Marc T said:
These stereos are definitely nothing to brag about. I could not turn mine up to max volumne without distortion??:dontknow:
I have never owned one that I could!!
Good Luck!!
Just FYI, you're not supposed to be able to turn up ANY stereo to max volume without distortion. As a rule of thumb, your volume (including gain controls on amps, crossovers, processors, etc) should never be beyond about 3/4. The reason you have the additional travel in the potentiometers is to help you deal with sources that happen to have very low recording levels. On modern recordings which have very high recording levels, you will often exhaust the headroom of the head unit and/or amps at half volume. Once you pass that you hit distortion, and distortion destroys speakers fast, even at way below their rated power.
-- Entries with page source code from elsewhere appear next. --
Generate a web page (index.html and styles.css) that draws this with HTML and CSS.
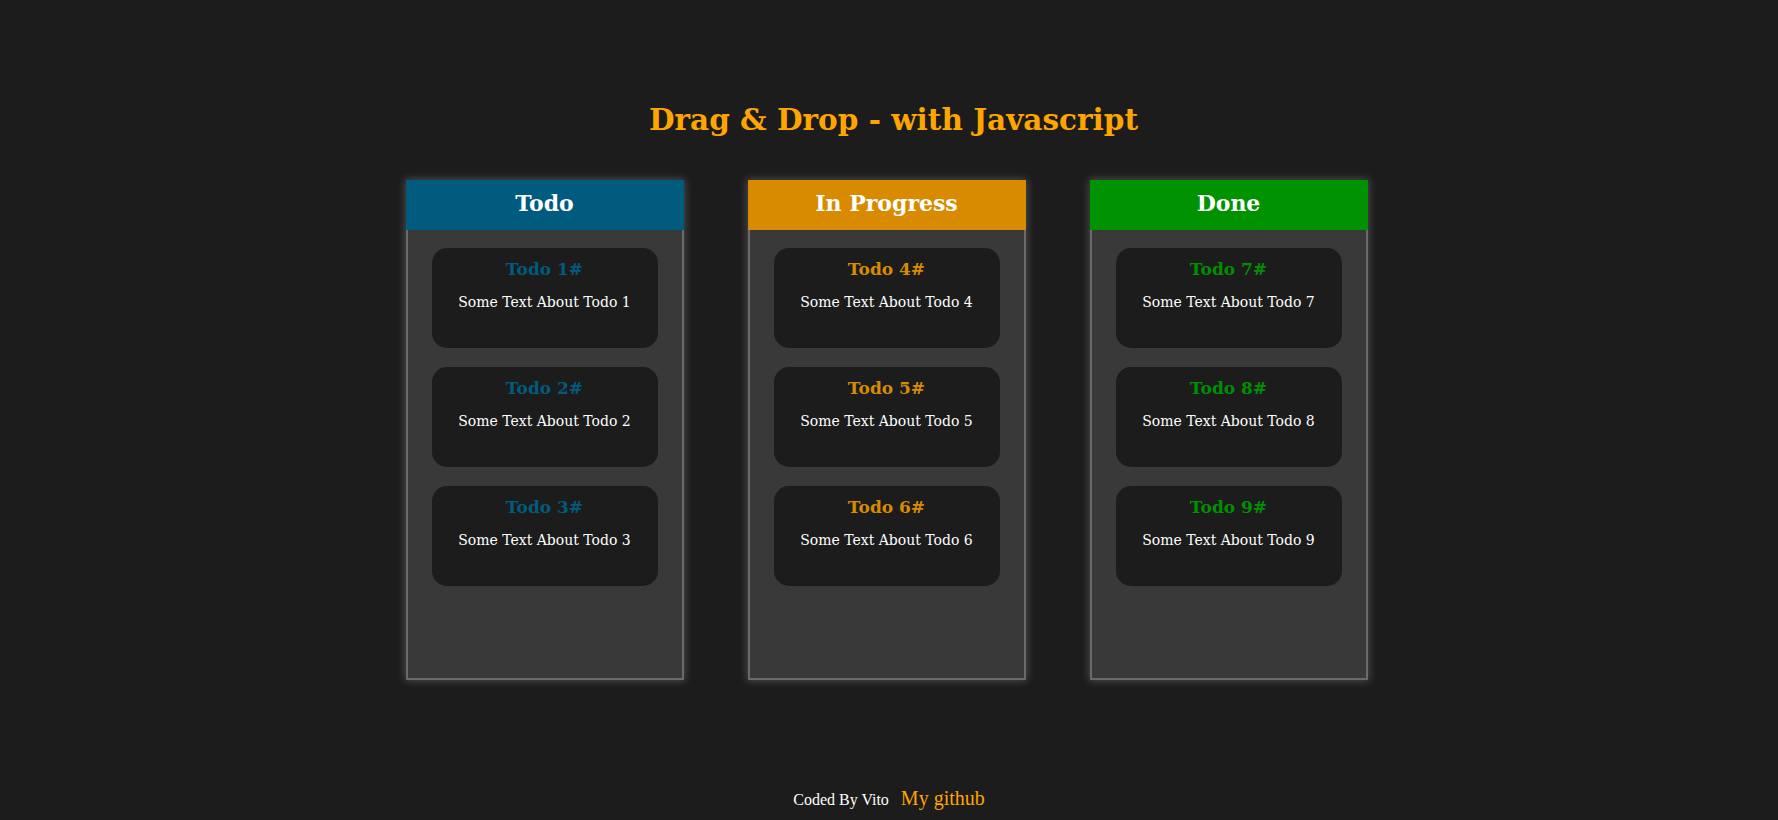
FILE: index.html
```html
<!DOCTYPE html>
<html lang="en">
<head>
<meta charset="utf-8">
<title>Drag & Drop</title>
<link rel="stylesheet" href="styles.css">
</head>
<body>
<h1 class="title">Drag &amp; Drop - with Javascript</h1>
<main class="board">
  <section class="column column-todo">
    <h2 class="column-head">Todo</h2>
    <div class="column-body">
      <div class="card"><h3 class="card-title">Todo 1#</h3><p class="card-text">Some Text About Todo 1</p></div>
      <div class="card"><h3 class="card-title">Todo 2#</h3><p class="card-text">Some Text About Todo 2</p></div>
      <div class="card"><h3 class="card-title">Todo 3#</h3><p class="card-text">Some Text About Todo 3</p></div>
    </div>
  </section>
  <section class="column column-progress">
    <h2 class="column-head">In Progress</h2>
    <div class="column-body">
      <div class="card"><h3 class="card-title">Todo 4#</h3><p class="card-text">Some Text About Todo 4</p></div>
      <div class="card"><h3 class="card-title">Todo 5#</h3><p class="card-text">Some Text About Todo 5</p></div>
      <div class="card"><h3 class="card-title">Todo 6#</h3><p class="card-text">Some Text About Todo 6</p></div>
    </div>
  </section>
  <section class="column column-done">
    <h2 class="column-head">Done</h2>
    <div class="column-body">
      <div class="card"><h3 class="card-title">Todo 7#</h3><p class="card-text">Some Text About Todo 7</p></div>
      <div class="card"><h3 class="card-title">Todo 8#</h3><p class="card-text">Some Text About Todo 8</p></div>
      <div class="card"><h3 class="card-title">Todo 9#</h3><p class="card-text">Some Text About Todo 9</p></div>
    </div>
  </section>
</main>
<footer class="footer">
  <span class="credit">Coded By Vito</span>
  <a class="github" href="#">My github</a>
</footer>
</body>
</html>
```
FILE: styles.css
```css
html, body {
  margin: 0;
  padding: 0;
  background: #1c1c1c;
  height: 100%;
}
body {
  font-family: "DejaVu Serif", "Liberation Serif", serif;
  color: #fff;
  overflow: hidden;
}
.title {
  margin: 0;
  padding-top: 101px;
  padding-left: 9px;
  text-align: center;
  font-size: 29.5px;
  line-height: 38px;
  font-weight: bold;
  color: #ffa500;
}
.board {
  display: flex;
  justify-content: center;
  gap: 64px;
  margin-top: 41px;
  padding-right: 5px;
}
.column {
  width: 278px;
  height: 500px;
  box-sizing: border-box;
  background: #393939;
  box-shadow: inset 0 0 0 2px #6a6a6a, 0 0 8px 1px rgba(255, 255, 255, 0.22);
  display: flex;
  flex-direction: column;
}
.column-head {
  margin: 0;
  height: 50px;
  line-height: 47px;
  text-align: center;
  font-size: 22px;
  font-weight: bold;
  color: #fff;
}
.column-todo .column-head { background: #005b7e; }
.column-progress .column-head { background: #d88a00; }
.column-done .column-head { background: #009200; }
.column-todo .card-title { color: #005b7e; }
.column-progress .card-title { color: #d88a00; }
.column-done .card-title { color: #008f00; }
.column-body {
  display: flex;
  flex-direction: column;
  align-items: center;
  gap: 19px;
  padding-top: 18px;
}
.card {
  width: 226px;
  height: 100px;
  box-sizing: border-box;
  background: #1c1c1c;
  border-radius: 15px;
  padding-top: 10px;
  text-align: center;
}
.card-title {
  margin: 0;
  font-size: 17px;
  line-height: 22px;
  font-weight: bold;
}
.card-text {
  margin: 12px 0 0;
  font-size: 14px;
  line-height: 20px;
}
.footer {
  margin-top: 107px;
  display: flex;
  justify-content: center;
  align-items: baseline;
  gap: 12px;
  font-family: "Liberation Serif", serif;
}
.credit {
  font-size: 16px;
  color: #fff;
}
.github {
  font-size: 20px;
  color: #ffa500;
  text-decoration: none;
}
```
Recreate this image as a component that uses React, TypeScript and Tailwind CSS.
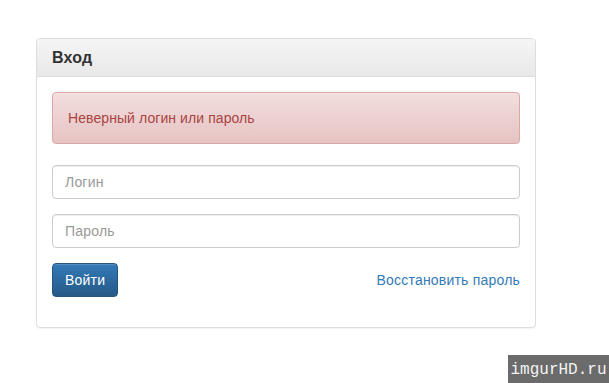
import React from "react";

export default function App() {
  return (
    <div
      className="relative h-[383px] w-[609px] overflow-hidden bg-white pl-[36px] pt-[38px] tracking-[0.2px]"
      style={{ fontFamily: '"Liberation Sans", Arial, sans-serif' }}
    >
      <div className="w-[500px] rounded-[4px] border border-[#dddddd] bg-white shadow-[0_1px_1px_rgba(0,0,0,0.05)]">
        <div className="rounded-t-[3px] border-b border-[#dddddd] bg-gradient-to-b from-[#f5f5f5] to-[#e8e8e8] px-[15px] py-[9px]">
          <h3 className="text-[16px] leading-[19px] font-bold text-[#333333]">Вход</h3>
        </div>

        <div className="p-[15px]">
          <div className="mb-[21px] rounded-[4px] border border-[#dca7a7] bg-gradient-to-b from-[#f2dede] to-[#e7c3c3] p-[15px] text-[14px] leading-[20px] tracking-[0.08px] text-[#a94442] shadow-[inset_0_1px_0_rgba(255,255,255,0.25)]">
            Неверный логин или пароль
          </div>

          <form className="flex flex-col gap-[15px]" onSubmit={(e) => e.preventDefault()}>
            <input
              type="text"
              placeholder="Логин"
              className="h-[34px] w-full rounded-[4px] border border-[#cccccc] px-[12px] text-[14px] text-[#555555] shadow-[inset_0_1px_1px_rgba(0,0,0,0.075)] outline-none placeholder:text-[#999999]"
            />
            <input
              type="password"
              placeholder="Пароль"
              className="h-[34px] w-full rounded-[4px] border border-[#cccccc] px-[12px] text-[14px] text-[#555555] shadow-[inset_0_1px_1px_rgba(0,0,0,0.075)] outline-none placeholder:text-[#999999]"
            />
            <div className="mb-[15px] flex items-center justify-between">
              <button
                type="submit"
                className="h-[34px] rounded-[4px] border border-[#245580] bg-gradient-to-b from-[#337ab7] to-[#265a88] px-[12px] text-[14px] text-white shadow-[inset_0_1px_0_rgba(255,255,255,0.15)]"
              >
                Войти
              </button>
              <a href="#" className="text-[14px] text-[#337ab7]">
                Восстановить пароль
              </a>
            </div>
          </form>
        </div>
      </div>

      <div
        className="absolute right-0 bottom-0 flex h-[28px] w-[101px] items-center justify-center bg-[#6b6b6b] pt-[1px] text-[16px] tracking-normal text-[#f4f4f4]"
        style={{ fontFamily: '"Liberation Mono", "DejaVu Sans Mono", monospace' }}
      >
        imgurHD.ru
      </div>
    </div>
  );
}
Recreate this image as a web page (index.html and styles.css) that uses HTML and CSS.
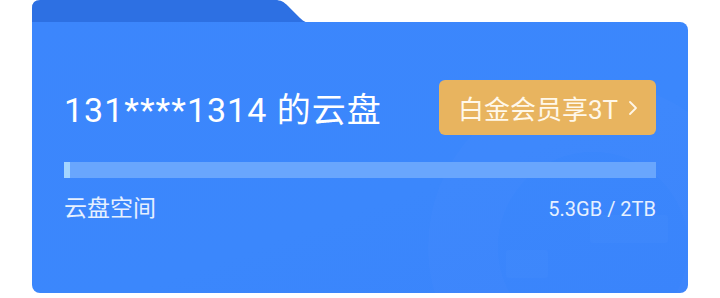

Why? Because when you hit the point of distortion, you're no longer getting a clean sine wave to your speakers. When the amps or head units run out of power, they basically just lop off the tops and bottoms of the signal. This turns your music into a square wave which is the electrical equivalent of hooking up a battery to your speakers. The voice coils just heat up and burn, resulting in no sound from the speaker. The other option is that you exceed the speaker's possible excursion (how far the cone can move toward or away from the basket structure), in which case you tear the cone or the surround and get fuzzy sound.
Listen to a 1970s CD and then put in a modern CD at the same volume and see if the newer one doesn't melt your ears relative to the old one. Studios have pushed the recording levels and dynamic ranges way up, and the result is systems that run out of headroom (reserve audio power) WAY earlier than they used to.
Your ears are pretty good at detecting distortion. If you hear it, turn it down. At best you'll damage your speakers, at worst you'll damage your hearing. Distorted sound, especially high frequencies, will accelerate your hearing loss.
And remember, power is not linear, it's logarithmic, so our 500 watt stereos are not 5 times louder than a 100 watt stereo. Doubling the perceived volume requires a 10X increase in power, so our 500-watt systems are only twice as loud as a 50-watt system. And I've never seen how Dodge rates their systems, so if our systems are rated at peak power (common in cheaper brands like Jensen,etc) then they're probably putting our more like 250-watts RMS.
I've also figured out that in my truck, the Dodge REC nav radio has an automatic loudness control that works until volume point 34. If you turn up the REC radio louder than 34, you'll actually hear LESS bass than before because the loudness circuit switches out. I hate these types of circuits. The old Eclipse head unit in my Corvette did that - made it impossible to use for competition.
More on the topic, I couldn't be happier with my Dodge dealer - Rick Hendrick's Dodge in Charleston, SC. All of the service writers there (Harry, Renee, Steve, Chris) have been fantastic to me over the last 8 years with my Durango and now the SRT10, and Kurt (their Viper tech) is top notch.